Determining which option is more cost-effective requires a thorough TCO (Total Cost of Ownership) analysis. While Hetzner may seem cheaper upfront, the additional hours required for DevOps work can offset those savings.


I've never operated a kubernetes cluster except for a toy dev cluster for reproducing support issues.

One day it broke because of something to do with certificates (not that it was easy to determine the underlying problem). There was plenty of information online about which incantations were necessary to get it working again, but instead I nuked it from orbit and rebuilt the cluster. From then on I did this every few weeks.

A real kubernetes operator would have tooling in place to automatically upgrade certs and who knows what else. I imagine a company would have to pay such an operator.


Manually updating k8s clusters is a huge tradeoff. I can’t imagine doing that to save a couple bucks unless I was desperate

> Determining which option is more cost-effective requires a thorough TCO (Total Cost of Ownership) analysis. While Hetzner may seem cheaper upfront, the additional hours required for DevOps work can offset those savings.

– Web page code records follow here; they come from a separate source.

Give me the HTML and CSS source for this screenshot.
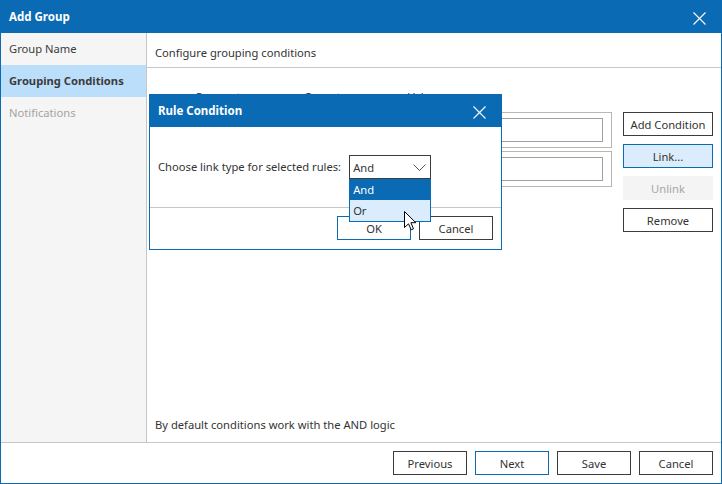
FILE: index.html
```html
<!DOCTYPE html>
<html>
<head>
<meta charset="utf-8">
<link rel="stylesheet" href="styles.css">
</head>
<body>
<div class="window">
  <div class="titlebar">
    <span class="title">Add Group</span>
    <svg class="close" width="13" height="13" viewBox="0 0 13 13"><path d="M0.5 0.5 L12.5 12.5 M12.5 0.5 L0.5 12.5" stroke="#fff" stroke-width="1.1" fill="none"/></svg>
  </div>
  <div class="content">
    <div class="sidebar">
      <div class="nav-item">Group Name</div>
      <div class="nav-item active">Grouping Conditions</div>
      <div class="nav-item disabled">Notifications</div>
    </div>
    <div class="main">
      <div class="main-header">Configure grouping conditions</div>
      <div class="main-body">
        <div class="col-heads"><span class="h-param">Parameter</span><span class="h-op">Operator</span><span class="h-val">Value</span></div>
        <div class="grid-area">
          <div class="rules">
            <div class="rule"><div class="rule-inner"></div></div>
            <div class="rule"><div class="rule-inner"></div></div>
          </div>
          <div class="side-buttons">
            <div class="btn">Add Condition</div>
            <div class="btn primary">Link...</div>
            <div class="btn disabled">Unlink</div>
            <div class="btn">Remove</div>
          </div>
        </div>
        <div class="note">By default conditions work with the AND logic</div>
      </div>
    </div>
  </div>
  <div class="footer">
    <div class="btn fbtn">Previous</div>
    <div class="btn fbtn focus">Next</div>
    <div class="btn fbtn">Save</div>
    <div class="btn fbtn">Cancel</div>
  </div>

  <div class="dialog">
    <div class="dtitlebar">
      <span class="title">Rule Condition</span>
      <svg class="close" width="13" height="13" viewBox="0 0 13 13"><path d="M0.5 0.5 L12.5 12.5 M12.5 0.5 L0.5 12.5" stroke="#fff" stroke-width="1.1" fill="none"/></svg>
    </div>
    <div class="dbody">
      <span class="dlabel">Choose link type for selected rules:</span>
      <div class="combo-wrap">
        <div class="combo"><span>And</span><svg width="13" height="7" viewBox="0 0 13 7"><path d="M0.5 0.5 L6.5 6.5 L12.5 0.5" stroke="#555" stroke-width="1" fill="none"/></svg></div>
        <div class="droplist">
          <div class="ditem sel">And</div>
          <div class="ditem hover">Or</div>
        </div>
      </div>
    </div>
    <div class="dfooter">
      <div class="btn fbtn focus">OK</div>
      <div class="btn fbtn">Cancel</div>
    </div>
  </div>

  <svg class="cursor" width="13" height="20" viewBox="0 0 13 20"><path d="M0.5 0.5 L0.5 16.5 L4.5 12.8 L7.2 18.8 L9.5 17.8 L6.9 11.7 L11.8 11.7 Z" fill="#fff" stroke="#000" stroke-width="1" stroke-linejoin="miter"/></svg>
</div>
</body>
</html>
```

FILE: styles.css
```css
* { box-sizing: border-box; }
html, body { margin: 0; padding: 0; background: #fff; }
body {
  font-family: "Noto Sans", "Open Sans", sans-serif;
  font-size: 11.2px;
  color: #333;
}
.window {
  position: relative;
  width: 722px;
  height: 484px;
  border: 1px solid #0a6ab3;
  border-top: none;
  display: flex;
  flex-direction: column;
  overflow: hidden;
}
.titlebar {
  height: 33px;
  margin: 0 -1px;
  background: #0a6ab3;
  color: #fff;
  display: flex;
  align-items: center;
  justify-content: space-between;
  padding: 0 16px 0 9px;
  flex: none;
}
.title { font-weight: bold; font-size: 11.5px; }
.titlebar .close { margin-top: 3px; }
.content {
  height: 410px;
  display: flex;
  border-bottom: 1px solid #c6c6c6;
  flex: none;
}
.sidebar {
  width: 146px;
  background: #f5f5f5;
  border-right: 1px solid #c6c6c6;
  flex: none;
}
.nav-item {
  height: 32px;
  line-height: 32px;
  padding-left: 8px;
  color: #3b3b3b;
}
.nav-item.active { background: #bbdefb; font-weight: bold; }
.nav-item.disabled { color: #a3a3a3; }
.main {
  flex: 1;
  display: flex;
  flex-direction: column;
}
.main-header {
  height: 35px;
  line-height: 34px;
  padding: 3px 0 0 8px;
  border-bottom: 1px solid #c6c6c6;
  flex: none;
}
.main-body {
  flex: 1;
  display: flex;
  flex-direction: column;
  padding: 21px 8px 9px 8px;
}
.col-heads {
  height: 16px;
  line-height: 16px;
  display: flex;
  padding-left: 41px;
  margin-bottom: 7px;
}
.h-param { width: 108px; }
.h-op { width: 104px; }
.grid-area {
  flex: 1;
  display: flex;
  gap: 11px;
}
.rules {
  width: 457px;
  display: flex;
  flex-direction: column;
  gap: 3px;
}
.rule {
  height: 36px;
  border: 1px solid #b8b8b0;
  padding: 5px 8px 5px 40px;
}
.rule-inner {
  height: 24px;
  border: 1px solid #a0a0a0;
}
.side-buttons {
  width: 90px;
  display: flex;
  flex-direction: column;
  gap: 8px;
}
.btn {
  height: 24px;
  border: 1px solid #3c3c3c;
  background: #fff;
  display: flex;
  align-items: center;
  justify-content: center;
  color: #333;
}
.btn.primary { background: #dbedfc; border-color: #0a6ab3; }
.btn.focus { border-color: #0a6ab3; }
.btn.disabled { background: #f4f4f4; border-color: #f4f4f4; color: #a6a6a6; }
.note {
  height: 16px;
  line-height: 16px;
}
.footer {
  height: 40px;
  display: flex;
  justify-content: flex-end;
  align-items: center;
  gap: 8px;
  padding-right: 8px;
  flex: none;
}
.fbtn { width: 74px; }

.dialog {
  position: absolute;
  left: 148px;
  top: 94px;
  width: 353px;
  height: 156px;
  background: #fff;
  border: 1px solid #0a6ab3;
  border-top: none;
  display: flex;
  flex-direction: column;
}
.dtitlebar {
  height: 33px;
  margin: 0 -1px;
  background: #0a6ab3;
  color: #fff;
  display: flex;
  align-items: center;
  justify-content: space-between;
  padding: 0 16px 0 9px;
  flex: none;
}
.dtitlebar .close { margin-top: 3px; }
.dbody {
  height: 81px;
  border-bottom: 1px solid #c6c6c6;
  display: flex;
  align-items: flex-start;
  padding: 28px 0 0 8px;
  gap: 8px;
  flex: none;
}
.dlabel { line-height: 24px; }
.combo-wrap { position: relative; width: 82px; }
.combo {
  height: 24px;
  border: 1px solid #3c3c3c;
  display: flex;
  align-items: center;
  justify-content: space-between;
  padding: 0 4px 0 3px;
}
.combo svg { margin-top: 1px; }
.droplist {
  position: absolute;
  left: 0;
  top: 24px;
  width: 82px;
  border: 1px solid #0a6ab3;
  border-top: none;
  background: #fff;
}
.ditem { height: 21px; line-height: 21px; padding-left: 3px; }
.ditem.sel { background: #0a6ab3; color: #fff; margin: 0 -1px; padding-left: 4px; }
.ditem.hover { background: #dbedfc; }
.dfooter {
  flex: 1;
  display: flex;
  justify-content: flex-end;
  align-items: flex-start;
  gap: 8px;
  padding: 8px 8px 0 0;
}
.cursor {
  position: absolute;
  left: 403px;
  top: 211px;
}
```
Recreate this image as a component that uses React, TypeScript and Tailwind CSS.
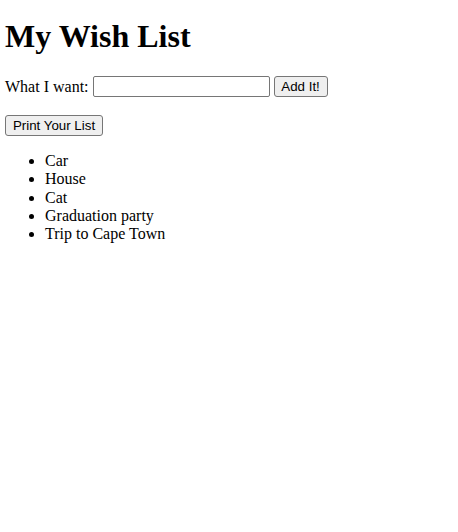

Sure, but the TLDR is going to be that if you employ n or more sysadmins, the cost savings will dominate. With 2 < n < 7. So for a given company size, Hetzner will start being cheaper at some point, and it will become more extreme the bigger you go.

Second if you have a "big" cost, whatever it is, bandwidth, disk space (essentially anything but compute), cost savings will dominate faster.


Not always. Employing Sysadmins doesn't mean Hetzner is cheaper because those "Sysadmin/Ops type people" are being hired to managed the Kubernetes cluster. And Ops type people who truly know Kubernetes are not cheap.

Sure, you can get away with legoing some K3S stuff together for a while but one major outage later, and that cost saving might have entirely disappeared.


When I worked in web hosting (more than 10 years ago), we would constantly be blackholeing Hetzner IPs due to bad behavior. Same with every other budget/cheap vm provider. For us, it had nothing to do with geo databases, just behavior.

You get what you pay for, and all that.


Yep I had the same problem years ago when I tried to use Mailgun's free tier. Not picking on them, I loved the features of their product but the free tier IPs had a horrble reputation and mail just would not get accepted especially by hotmail or yahoo.

Any free hosting service will be overwhelmed by spammers and fraudsters. Cheap services the same but less so, and the more expensive they are the less they will be used for scams and spams.


Tragedy of the Commons Ruins Everything Around Me.

depending on the prices, maybe a valid strategy would be to have servers at hetzner and then tunnel ingress/egress somewhere more prominent. Maybe adding the network traffic to the calculation still makes financial sense?

They could put the backend on Hetzner, if it makes sense (for example queues or batch processors).

That's a really good article. Actually, recently we were migrating as well and we were using dedicated nodes in our setup.

In order to integrate a load-balancer provided by hetzner with our k8s on dedicated servers we had to implement a super thin operator that does it: https://github.com/Intreecom/robotlb

If anyone will be inspired by this article and would want to do the same, feel free to use this project.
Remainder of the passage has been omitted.